Alternative music notations

Submitted by mic on Mon, 03/26/2018 - 21:26

admin: First posted on 2009 09 25

I started transcribing some songs for a friend of mine who is learning piano. I do simple songs for the most part, but sometimes also more complex pieces. I use Guitar Pro 5 and I find it impressive as it can easily deal with the complex contemporary music notation: the staff, clefs, key signatures, accidentals, note durations, articulations, codas, ties, tuplets, etc. Contemporary music notation is all one needs to transcribe songs. Most contemporary songs are simple anyway: they stick to a key signature and have repetitive note duration patterns. I just finished the main theme (one repetition of the progression only) of Grant Green’s "Joshua Fit the Battle of Jericho". It has four underlying chords and I am guessing that it uses the harmonic minor scale (I put it in D harmonic minor). Who cares really? It was pretty easy to transcribe.

Then I started on "Big Spender", which is another thing. I am still on the first page. The song mixes B and Bb, D and Db, G and G#, so on and so on. Almost every note on the 12 semitone scale is there. At this point I can’t actually keep track of the flats and sharps. I am not sure how a guy who is trying to learn the piano will figure it out (guitar is easy, as it has a tab). Hopefully that guy has good memory for music and will figure it out by listening.

The accidentals (flats and sharps) of "Big Spender" got me thinking of contemporary music notation. The problem with contemporary music notation and "Big Spender" is the staff. It comes with five lines only, which is sufficient for a standard and static heptatonic scale. A six line staff would have been better for "Big Spender" as it would have appropriately covered 12 semitones and we wouldn’t have had to deal with accidentals. Or perhaps just making the accidentals impermanent would have been sufficient (affecting the following note only rather than all same notes after that until the natural accidental).

I looked around for alternative music notations – mostly out of curiosity. I wouldn’t expect my friend to be learning another notation. Since tablatures pretty much cover guitars and basses, I looked specifically for piano, but found other stuff (I also found many "Dokument nicht gefunden!" pages; why is alternative music notation so popular in Vienna?). As it turns out there aren’t that many alternative music notations and none of those I found are that great.

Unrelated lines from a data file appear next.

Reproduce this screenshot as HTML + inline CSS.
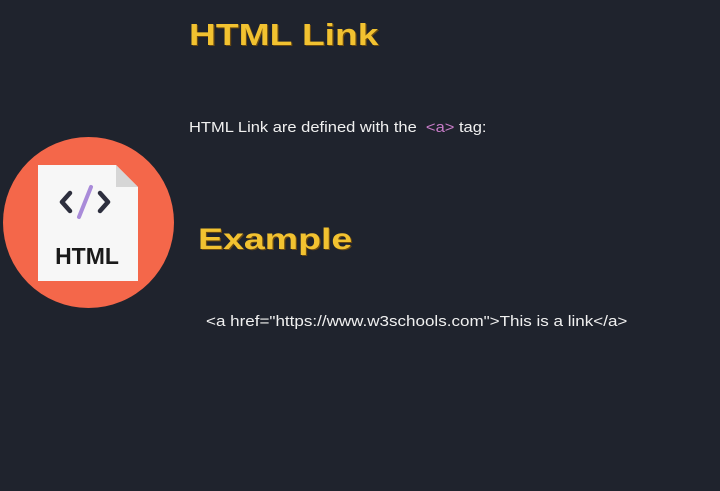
<!DOCTYPE html>
<html><head><meta charset="utf-8"><style>
html,body{margin:0;padding:0}
body{width:720px;height:491px;background:#1f232d;position:relative;overflow:hidden;font-family:"Liberation Sans",sans-serif}
.t{position:absolute;color:#f2c230;font-weight:bold;transform-origin:0 0;white-space:nowrap;text-shadow:1px 1px 0 #6b4a10}
.b{position:absolute;color:#f0f0f0;font-size:15px;white-space:nowrap;transform-origin:0 0}
</style></head><body>
<div class="t" style="left:189px;top:17px;font-size:31px;transform:scaleX(1.2)">HTML Link</div>
<div class="b" style="left:189px;top:119px;transform:scaleX(1.1)">HTML Link are defined with the &nbsp;<span style="color:#c77bc7">&lt;a&gt;</span> tag:</div>
<div class="t" style="left:198px;top:223px;font-size:30px;transform:scaleX(1.25)">Example</div>
<div class="b" style="left:206px;top:313px;transform:scaleX(1.135)">&lt;a href="https://www.w3schools.com"&gt;This is a link&lt;/a&gt;</div>
<div style="position:absolute;left:3px;top:137px;width:171px;height:171px;border-radius:50%;background:#f4674a"></div>
<svg style="position:absolute;left:38px;top:165px" width="100" height="116" viewBox="0 0 100 116">
<path d="M0 0H78L100 22V116H0Z" fill="#f7f7f7"/>
<path d="M78 0V22H100Z" fill="#d6d6d6"/>
<path d="M32 28L24 37L32 46" stroke="#2d2f3e" stroke-width="4.5" fill="none" stroke-linecap="round" stroke-linejoin="round"/>
<path d="M62 28L70 37L62 46" stroke="#2d2f3e" stroke-width="4.5" fill="none" stroke-linecap="round" stroke-linejoin="round"/>
<path d="M53 22L41 52" stroke="#a98bd9" stroke-width="4" stroke-linecap="round"/>
<text x="49" y="99" text-anchor="middle" font-family="Liberation Sans,sans-serif" font-weight="bold" font-size="23" fill="#1a1a1a">HTML</text>
</svg>
</body></html>
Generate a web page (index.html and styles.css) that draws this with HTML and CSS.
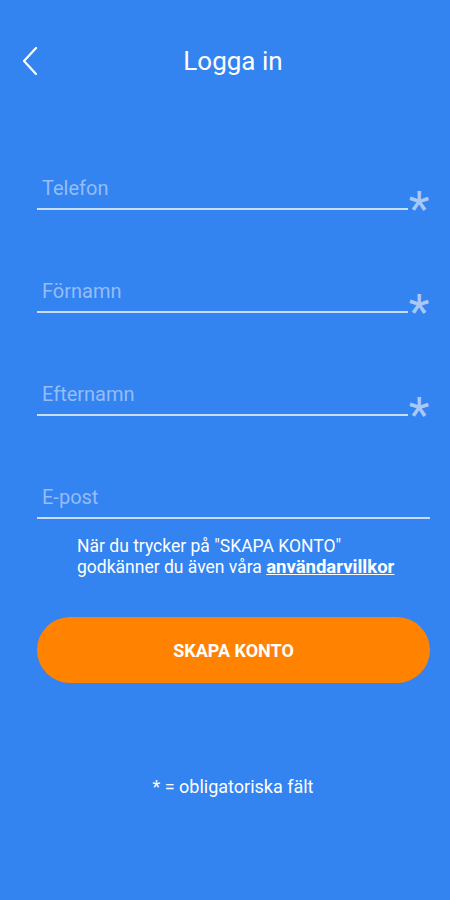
FILE: index.html
```html
<!DOCTYPE html>
<html>
<head>
  <title>Logga in</title>
  <link rel="stylesheet" href="styles.css">
</head>
<body>
  <div class="header">
    <a class="back" href="#">
      <svg width="16" height="28" viewBox="0 0 16 28"><polyline points="14,1 2,14 14,27" fill="none" stroke="#fff" stroke-width="2.2" stroke-linecap="round" stroke-linejoin="round"/></svg>
    </a>
    <h1>Logga in</h1>
  </div>

  <div class="form">
    <div class="field">
      <div class="input">Telefon</div>
      <span class="req">*</span>
    </div>
    <div class="field">
      <div class="input">Förnamn</div>
      <span class="req">*</span>
    </div>
    <div class="field">
      <div class="input">Efternamn</div>
      <span class="req">*</span>
    </div>
    <div class="field">
      <div class="input">E-post</div>
    </div>
  </div>

  <p class="terms">När du trycker på "SKAPA KONTO"<br>godkänner du även våra <a href="#">användarvillkor</a></p>

  <button class="create">SKAPA KONTO</button>

  <p class="note">* = obligatoriska fält</p>
</body>
</html>
```

FILE: styles.css
```css
body { margin: 0; background: #3383f1; color: #fff; font-family: Roboto, "Noto Sans", sans-serif; height: 900px; }
.header { display: flex; align-items: center; justify-content: center; position: relative; height: 50px; margin-top: 36px; padding-left: 16px; }
.back { position: absolute; left: 22px; top: 11px; display: block; line-height: 0; }
h1 { margin: 0; font-size: 26px; font-weight: 400; line-height: 50px; }
.form { display: flex; flex-direction: column; gap: 70px; margin: 91px 20px 0 37px; }
.field { display: flex; align-items: flex-end; }
.input { flex: 1; font-size: 20px; line-height: 22px; color: #93bdf7; padding: 0 5px 9px; border-bottom: 2px solid #c9ddfb; }
.req { width: 22px; font-size: 48px; line-height: 30px; color: #a8c9f8; margin-bottom: -14px; text-align: center; }
.terms { margin: 17px 0 0 77px; font-size: 17.5px; line-height: 21px; }
.terms a { color: #fff; font-size: 18.5px; font-weight: 700; text-decoration: underline; }
.create { display: block; margin: 39px 20px 0 37px; width: 393px; height: 66px; border: none; border-radius: 33px; background: #ff8300; color: #fff; font-family: Roboto, sans-serif; font-size: 18px; font-weight: 700; cursor: pointer; }
.note { margin: 94px 0 0; padding-left: 16px; text-align: center; font-size: 18px; line-height: 20px; }
```
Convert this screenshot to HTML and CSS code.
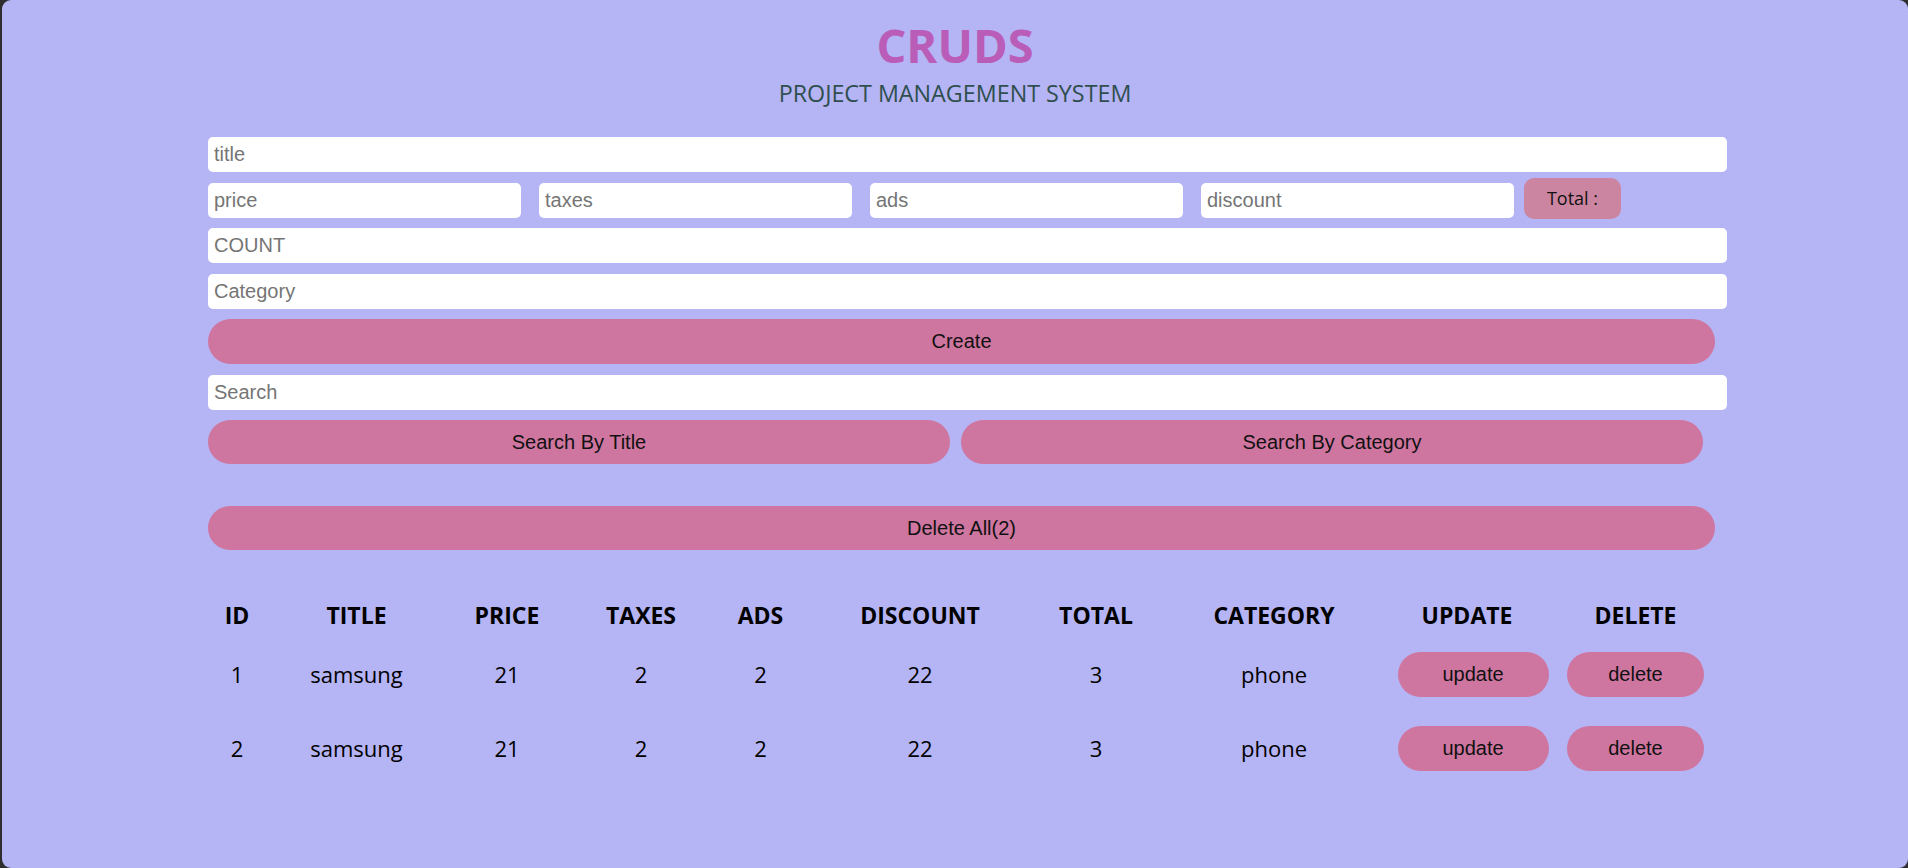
FILE: index.html
```html
<!DOCTYPE html>
<html lang="en">
<head>
<meta charset="utf-8">
<title>CRUDS</title>
<link rel="stylesheet" href="styles.css">
</head>
<body>
<div class="window">
  <header class="head">
    <h1 class="logo">CRUDS</h1>
    <p class="sub">PROJECT MANAGEMENT SYSTEM</p>
  </header>
  <main class="crud">
    <div class="inputs">
      <input class="field" type="text" placeholder="title">
      <div class="price-row">
        <input class="field" type="number" placeholder="price">
        <input class="field" type="number" placeholder="taxes">
        <input class="field" type="number" placeholder="ads">
        <input class="field" type="number" placeholder="discount">
        <small class="total">Total :</small>
      </div>
      <input class="field" type="number" placeholder="COUNT">
      <input class="field" type="text" placeholder="Category">
      <button class="btn btn-create">Create</button>
    </div>
    <div class="search-block">
      <input class="field" type="text" placeholder="Search">
      <div class="search-btns">
        <button class="btn btn-search">Search By Title</button>
        <button class="btn btn-search">Search By Category</button>
      </div>
    </div>
    <div class="delete-all-wrap">
      <button class="btn btn-delete-all">Delete All(2)</button>
    </div>
    <table class="output">
      <colgroup>
        <col class="c-id"><col class="c-title"><col class="c-price"><col class="c-taxes"><col class="c-ads">
        <col class="c-discount"><col class="c-total"><col class="c-category"><col class="c-update"><col class="c-delete">
      </colgroup>
      <thead>
        <tr>
          <th>ID</th><th>TITLE</th><th>PRICE</th><th>TAXES</th><th>ADS</th>
          <th>DISCOUNT</th><th>TOTAL</th><th>CATEGORY</th><th class="th-update">UPDATE</th><th>DELETE</th>
        </tr>
      </thead>
      <tbody>
        <tr>
          <td>1</td><td>samsung</td><td>21</td><td>2</td><td>2</td><td>22</td><td>3</td><td>phone</td>
          <td><button class="btn btn-row btn-update">update</button></td>
          <td><button class="btn btn-row btn-del">delete</button></td>
        </tr>
        <tr>
          <td>2</td><td>samsung</td><td>21</td><td>2</td><td>2</td><td>22</td><td>3</td><td>phone</td>
          <td><button class="btn btn-row btn-update">update</button></td>
          <td><button class="btn btn-row btn-del">delete</button></td>
        </tr>
      </tbody>
    </table>
  </main>
</div>
</body>
</html>
```

FILE: styles.css
```css
html {
  background: #2e2e2e;
}

body {
  margin: 0;
  overflow: hidden;
}

.window {
  margin-left: 2px;
  height: 868px;
  background: #b5b4f4;
  border-radius: 9px;
  padding-top: 20px;
  box-sizing: border-box;
}

.head {
  text-align: center;
  font-family: "Open Sans", "Noto Sans", sans-serif;
}

.logo {
  margin: 0;
  font-size: 47px;
  line-height: 50px;
  font-weight: 700;
  color: #b95db9;
}

.sub {
  margin: 8px 0 0;
  font-size: 23.3px;
  line-height: 30px;
  color: #2f4f4f;
}

.crud {
  margin: 29px 0 0 206px;
  width: 1519px;
}

.inputs {
  display: flex;
  flex-direction: column;
  gap: 10.5px;
}

.field {
  display: block;
  width: 100%;
  height: 35px;
  box-sizing: border-box;
  border: none;
  outline: none;
  border-radius: 5px;
  padding: 0 6px;
  background: #fff;
  font-family: "Liberation Sans", Arial, sans-serif;
  font-size: 20px;
  color: #222;
}

.field::placeholder {
  color: #757575;
}

.price-row {
  display: grid;
  grid-template-columns: 313px 313px 313px 313px 97px;
  column-gap: 18px;
  align-items: start;
}

.total {
  grid-column: 5;
  width: 97px;
  margin: -5px 0 -1px -8px;
  height: 41px;
  border-radius: 10px;
  background: #cc85a0;
  color: #111;
  font-family: "Open Sans", "Noto Sans", sans-serif;
  font-size: 18px;
  display: flex;
  align-items: center;
  justify-content: center;
}

.btn {
  border: none;
  background: #cf76a0;
  color: #111;
  font-family: "Liberation Sans", Arial, sans-serif;
  font-size: 20px;
  cursor: pointer;
  padding: 0;
}

.btn-create {
  width: 1507px;
  height: 45px;
  border-radius: 23px;
}

.search-block {
  margin-top: 11px;
}

.search-btns {
  margin-top: 10px;
  display: grid;
  grid-template-columns: 742px 742px;
  column-gap: 11px;
}

.btn-search {
  height: 44px;
  border-radius: 22px;
}

.delete-all-wrap {
  margin-top: 42px;
}

.btn-delete-all {
  width: 1507px;
  height: 44px;
  border-radius: 22px;
}

.output {
  margin-top: 43px;
  width: 1507px;
  border-collapse: collapse;
  table-layout: fixed;
  font-family: "Open Sans", "Noto Sans", sans-serif;
  color: #000;
}

.c-id { width: 58px; }
.c-title { width: 181px; }
.c-price { width: 120px; }
.c-taxes { width: 148px; }
.c-ads { width: 91px; }
.c-discount { width: 228px; }
.c-total { width: 124px; }
.c-category { width: 232px; }
.c-update { width: 166px; }
.c-delete { width: 159px; }

.output th {
  height: 44px;
  padding: 0;
  font-size: 23px;
  font-weight: 700;
  text-align: center;
}

.output th.th-update {
  padding-right: 12px;
}

.output td {
  height: 74px;
  padding: 0;
  font-size: 22px;
  text-align: center;
  vertical-align: middle;
}

.btn-row {
  height: 45px;
  border-radius: 23px;
  vertical-align: middle;
}

.btn-update {
  width: 151px;
}

.btn-del {
  width: 137px;
}
```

The small letter notation was used some years back. As far as I am concerned, it has the same issues as contemporary notation (seven notes marked on a five line staff with accidentals). At least the notes are spelled out in letters, so we don’t have to remember them. Klavar was apparently developed specifically for piano. I think it makes a lot of sense, but it is specific to piano (some people actually get insulted when others talk about alternative notation, since traditional notation "has worked well". I guess traditional notation does its job, but why not make things easier if we can). Non-western music notation is more interesting. I would have thought Arabic was different with its quarter tones, but Arabic scales are mostly normal scales except for one or two notes flattened or sharpened by a quarter tone. Arabic music notation is basically the same as the traditional one, but with the occasional different accidental here and there. Carnatic music notation is interesting at first glance, but it also looks stuck around a heptatonic scale. Finally, I am still trying to understand the Byzantine music notation. It uses a starting note and then intervals describing how to get to the following notes (like for a shamisen). Once again though, it seems to have intervals corresponding to a heptatonic scale.

So I guess we are stuck on the seven note scale with five line staff since Byzantine times. I would have picked a six line staff with a small letter notation (12 letters) and accidentals for quarter notes only (as long as they are impermanent to avoid confusion).